PROBLEM REQUIREMENTS
Give the data again exactly as written, skipping any pictures.

INFORMATION PROVIDED

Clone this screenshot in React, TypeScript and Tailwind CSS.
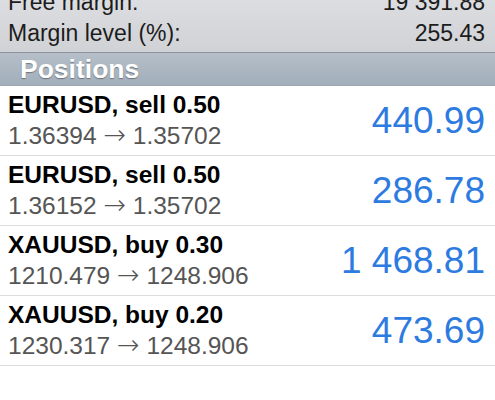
const summary = [
  { label: "Free margin:", value: "19 391.88" },
  { label: "Margin level (%):", value: "255.43" },
];

const positions = [
  { title: "EURUSD, sell 0.50", open: "1.36394", current: "1.35702", profit: "440.99" },
  { title: "EURUSD, sell 0.50", open: "1.36152", current: "1.35702", profit: "286.78" },
  { title: "XAUUSD, buy 0.30", open: "1210.479", current: "1248.906", profit: "1 468.81" },
  { title: "XAUUSD, buy 0.20", open: "1230.317", current: "1248.906", profit: "473.69" },
];

export default function App() {
  return (
    <div className="w-[495px] h-[400px] bg-white overflow-hidden font-['Liberation_Sans',Arial,sans-serif]">
      {/* Account summary */}
      <div className="h-[53px] overflow-hidden flex flex-col justify-end pb-[3px] bg-gradient-to-b from-[#dcdde1] to-[#d0d2d6] border-b border-[#8d9298]">
        {summary.map((row) => (
          <div key={row.label} className="flex justify-between px-2 text-[23px] leading-[31px] text-[#1c1c1c]">
            <span>{row.label}</span>
            <span className="pr-[2px]">{row.value}</span>
          </div>
        ))}
      </div>

      {/* Section header */}
      <div className="h-[33px] bg-gradient-to-b from-[#b5bfc9] to-[#a2aeba] px-5 border-b border-[#9aa5b0]">
        <span className="text-[26.5px] leading-[32px] font-bold text-white [text-shadow:0_1px_1px_rgba(0,0,0,0.35)]">
          Positions
        </span>
      </div>

      {/* Positions list */}
      {positions.map((p, i) => (
        <div key={i} className="h-[70px] flex items-center justify-between border-b border-[#dcdcdc] pl-2 pr-[10px]">
          <div className="self-start pt-[3px]">
            <div className="text-[24.5px] leading-[31px] font-bold text-black">{p.title}</div>
            <div className="text-[24.5px] leading-[32px] text-[#555555] whitespace-nowrap">
              {p.open}{" "}
              <span className="font-['DejaVu_Sans',sans-serif] text-[27px] leading-none font-light">→</span>{" "}
              {p.current}
            </div>
          </div>
          <div className="text-[37px] text-[#2d7be0]">{p.profit}</div>
        </div>
      ))}
    </div>
  );
}
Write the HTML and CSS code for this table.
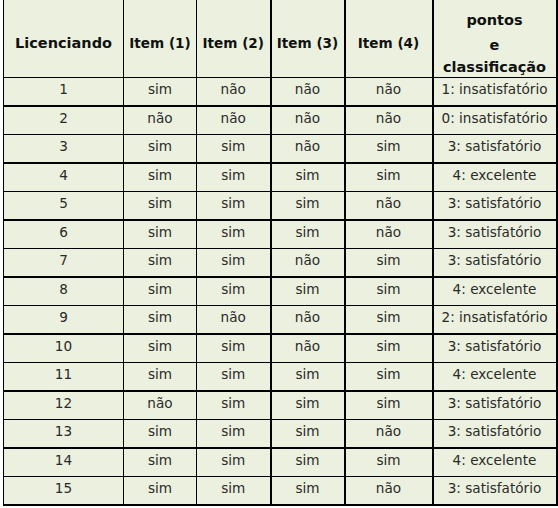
FILE: index.html
```html
<!DOCTYPE html>
<html>
<head>
<meta charset="utf-8">
<link rel="stylesheet" href="styles.css">
</head>
<body>
<table class="grid">
  <colgroup>
    <col class="c1"><col class="c2"><col class="c3"><col class="c4"><col class="c5"><col class="c6">
  </colgroup>
  <thead>
    <tr>
      <th class="wide">Licenciando</th>
      <th>Item (1)</th>
      <th>Item (2)</th>
      <th>Item (3)</th>
      <th>Item (4)</th>
      <th class="score-head"><div class="l1">pontos</div><div class="l2">e</div><div class="l3">classificação</div></th>
    </tr>
  </thead>
  <tbody>
    <tr><td>1</td><td>sim</td><td>não</td><td>não</td><td>não</td><td>1: insatisfatório</td></tr>
    <tr class="thick"><td>2</td><td>não</td><td>não</td><td>não</td><td>não</td><td>0: insatisfatório</td></tr>
    <tr><td>3</td><td>sim</td><td>sim</td><td>não</td><td>sim</td><td>3: satisfatório</td></tr>
    <tr class="thick"><td>4</td><td>sim</td><td>sim</td><td>sim</td><td>sim</td><td>4: excelente</td></tr>
    <tr><td>5</td><td>sim</td><td>sim</td><td>sim</td><td>não</td><td>3: satisfatório</td></tr>
    <tr class="thick"><td>6</td><td>sim</td><td>sim</td><td>sim</td><td>não</td><td>3: satisfatório</td></tr>
    <tr><td>7</td><td>sim</td><td>sim</td><td>não</td><td>sim</td><td>3: satisfatório</td></tr>
    <tr class="thick"><td>8</td><td>sim</td><td>sim</td><td>sim</td><td>sim</td><td>4: excelente</td></tr>
    <tr><td>9</td><td>sim</td><td>não</td><td>não</td><td>sim</td><td>2: insatisfatório</td></tr>
    <tr class="thick"><td>10</td><td>sim</td><td>sim</td><td>não</td><td>sim</td><td>3: satisfatório</td></tr>
    <tr><td>11</td><td>sim</td><td>sim</td><td>sim</td><td>sim</td><td>4: excelente</td></tr>
    <tr class="thick"><td>12</td><td>não</td><td>sim</td><td>sim</td><td>sim</td><td>3: satisfatório</td></tr>
    <tr><td>13</td><td>sim</td><td>sim</td><td>sim</td><td>não</td><td>3: satisfatório</td></tr>
    <tr class="thick"><td>14</td><td>sim</td><td>sim</td><td>sim</td><td>sim</td><td>4: excelente</td></tr>
    <tr><td>15</td><td>sim</td><td>sim</td><td>sim</td><td>não</td><td>3: satisfatório</td></tr>
  </tbody>
</table>
</body>
</html>
```
FILE: styles.css
```css
html, body {
  margin: 0;
  padding: 0;
  background: #ffffff;
}

.grid {
  margin-left: 3px;
  border-collapse: collapse;
  table-layout: fixed;
  width: 553px;
  background: #ebf1de;
  font-family: "DejaVu Sans", "Liberation Sans", sans-serif;
  border-right: 2px solid #000;
  border-bottom: 2px solid #000;
  border-left: 1px solid #000;
}

.c1 { width: 120px; }
.c2 { width: 73px; }
.c3 { width: 74px; }
.c4 { width: 74px; }
.c5 { width: 88px; }
.c6 { width: 124px; }

.grid th,
.grid td {
  border-left: 1px solid #000;
  border-right: 1px solid #000;
  text-align: center;
  padding: 0;
  white-space: nowrap;
}

.grid th:nth-child(4),
.grid td:nth-child(4),
.grid th:nth-child(5),
.grid td:nth-child(5),
.grid th:nth-child(6),
.grid td:nth-child(6) {
  border-left: 2px solid #000;
}

.grid th {
  height: 77px;
  font-size: 13.6px;
  font-weight: bold;
  color: #111;
  padding-top: 8px;
  padding-bottom: 0;
  border-bottom: 1px solid #000;
  vertical-align: middle;
  box-sizing: border-box;
}

.grid th.wide {
  font-size: 14.5px;
}

.score-head .l1 { line-height: 25px; font-size: 14.5px; }
.score-head .l2 { line-height: 24px; font-size: 14.5px; }
.score-head .l3 { line-height: 20px; font-size: 14.5px; }

.grid td {
  height: 28px;
  font-size: 13.6px;
  color: #2a2a2a;
  vertical-align: middle;
  padding-bottom: 5px;
  box-sizing: border-box;
  border-bottom: 1px solid #000;
}

.grid tr.thick td {
  height: 29px;
  border-top: 2px solid #000;
}
```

THE OUTPUT
Clone this screenshot in React, TypeScript and Tailwind CSS.
const summary = [
  { label: "Free margin:", value: "19 391.88" },
  { label: "Margin level (%):", value: "255.43" },
];

const positions = [
  { title: "EURUSD, sell 0.50", open: "1.36394", current: "1.35702", profit: "440.99" },
  { title: "EURUSD, sell 0.50", open: "1.36152", current: "1.35702", profit: "286.78" },
  { title: "XAUUSD, buy 0.30", open: "1210.479", current: "1248.906", profit: "1 468.81" },
  { title: "XAUUSD, buy 0.20", open: "1230.317", current: "1248.906", profit: "473.69" },
];

export default function App() {
  return (
    <div className="w-[495px] h-[400px] bg-white overflow-hidden font-['Liberation_Sans',Arial,sans-serif]">
      {/* Account summary */}
      <div className="h-[53px] overflow-hidden flex flex-col justify-end pb-[3px] bg-gradient-to-b from-[#dcdde1] to-[#d0d2d6] border-b border-[#8d9298]">
        {summary.map((row) => (
          <div key={row.label} className="flex justify-between px-2 text-[23px] leading-[31px] text-[#1c1c1c]">
            <span>{row.label}</span>
            <span className="pr-[2px]">{row.value}</span>
          </div>
        ))}
      </div>

      {/* Section header */}
      <div className="h-[33px] bg-gradient-to-b from-[#b5bfc9] to-[#a2aeba] px-5 border-b border-[#9aa5b0]">
        <span className="text-[26.5px] leading-[32px] font-bold text-white [text-shadow:0_1px_1px_rgba(0,0,0,0.35)]">
          Positions
        </span>
      </div>

      {/* Positions list */}
      {positions.map((p, i) => (
        <div key={i} className="h-[70px] flex items-center justify-between border-b border-[#dcdcdc] pl-2 pr-[10px]">
          <div className="self-start pt-[3px]">
            <div className="text-[24.5px] leading-[31px] font-bold text-black">{p.title}</div>
            <div className="text-[24.5px] leading-[32px] text-[#555555] whitespace-nowrap">
              {p.open}{" "}
              <span className="font-['DejaVu_Sans',sans-serif] text-[27px] leading-none font-light">→</span>{" "}
              {p.current}
            </div>
          </div>
          <div className="text-[37px] text-[#2d7be0]">{p.profit}</div>
        </div>
      ))}
    </div>
  );
}
Write the HTML and CSS code for this table.
FILE: index.html
```html
<!DOCTYPE html>
<html>
<head>
<meta charset="utf-8">
<link rel="stylesheet" href="styles.css">
</head>
<body>
<table class="grid">
  <colgroup>
    <col class="c1"><col class="c2"><col class="c3"><col class="c4"><col class="c5"><col class="c6">
  </colgroup>
  <thead>
    <tr>
      <th class="wide">Licenciando</th>
      <th>Item (1)</th>
      <th>Item (2)</th>
      <th>Item (3)</th>
      <th>Item (4)</th>
      <th class="score-head"><div class="l1">pontos</div><div class="l2">e</div><div class="l3">classificação</div></th>
    </tr>
  </thead>
  <tbody>
    <tr><td>1</td><td>sim</td><td>não</td><td>não</td><td>não</td><td>1: insatisfatório</td></tr>
    <tr class="thick"><td>2</td><td>não</td><td>não</td><td>não</td><td>não</td><td>0: insatisfatório</td></tr>
    <tr><td>3</td><td>sim</td><td>sim</td><td>não</td><td>sim</td><td>3: satisfatório</td></tr>
    <tr class="thick"><td>4</td><td>sim</td><td>sim</td><td>sim</td><td>sim</td><td>4: excelente</td></tr>
    <tr><td>5</td><td>sim</td><td>sim</td><td>sim</td><td>não</td><td>3: satisfatório</td></tr>
    <tr class="thick"><td>6</td><td>sim</td><td>sim</td><td>sim</td><td>não</td><td>3: satisfatório</td></tr>
    <tr><td>7</td><td>sim</td><td>sim</td><td>não</td><td>sim</td><td>3: satisfatório</td></tr>
    <tr class="thick"><td>8</td><td>sim</td><td>sim</td><td>sim</td><td>sim</td><td>4: excelente</td></tr>
    <tr><td>9</td><td>sim</td><td>não</td><td>não</td><td>sim</td><td>2: insatisfatório</td></tr>
    <tr class="thick"><td>10</td><td>sim</td><td>sim</td><td>não</td><td>sim</td><td>3: satisfatório</td></tr>
    <tr><td>11</td><td>sim</td><td>sim</td><td>sim</td><td>sim</td><td>4: excelente</td></tr>
    <tr class="thick"><td>12</td><td>não</td><td>sim</td><td>sim</td><td>sim</td><td>3: satisfatório</td></tr>
    <tr><td>13</td><td>sim</td><td>sim</td><td>sim</td><td>não</td><td>3: satisfatório</td></tr>
    <tr class="thick"><td>14</td><td>sim</td><td>sim</td><td>sim</td><td>sim</td><td>4: excelente</td></tr>
    <tr><td>15</td><td>sim</td><td>sim</td><td>sim</td><td>não</td><td>3: satisfatório</td></tr>
  </tbody>
</table>
</body>
</html>
```
FILE: styles.css
```css
html, body {
  margin: 0;
  padding: 0;
  background: #ffffff;
}

.grid {
  margin-left: 3px;
  border-collapse: collapse;
  table-layout: fixed;
  width: 553px;
  background: #ebf1de;
  font-family: "DejaVu Sans", "Liberation Sans", sans-serif;
  border-right: 2px solid #000;
  border-bottom: 2px solid #000;
  border-left: 1px solid #000;
}

.c1 { width: 120px; }
.c2 { width: 73px; }
.c3 { width: 74px; }
.c4 { width: 74px; }
.c5 { width: 88px; }
.c6 { width: 124px; }

.grid th,
.grid td {
  border-left: 1px solid #000;
  border-right: 1px solid #000;
  text-align: center;
  padding: 0;
  white-space: nowrap;
}

.grid th:nth-child(4),
.grid td:nth-child(4),
.grid th:nth-child(5),
.grid td:nth-child(5),
.grid th:nth-child(6),
.grid td:nth-child(6) {
  border-left: 2px solid #000;
}

.grid th {
  height: 77px;
  font-size: 13.6px;
  font-weight: bold;
  color: #111;
  padding-top: 8px;
  padding-bottom: 0;
  border-bottom: 1px solid #000;
  vertical-align: middle;
  box-sizing: border-box;
}

.grid th.wide {
  font-size: 14.5px;
}

.score-head .l1 { line-height: 25px; font-size: 14.5px; }
.score-head .l2 { line-height: 24px; font-size: 14.5px; }
.score-head .l3 { line-height: 20px; font-size: 14.5px; }

.grid td {
  height: 28px;
  font-size: 13.6px;
  color: #2a2a2a;
  vertical-align: middle;
  padding-bottom: 5px;
  box-sizing: border-box;
  border-bottom: 1px solid #000;
}

.grid tr.thick td {
  height: 29px;
  border-top: 2px solid #000;
}
```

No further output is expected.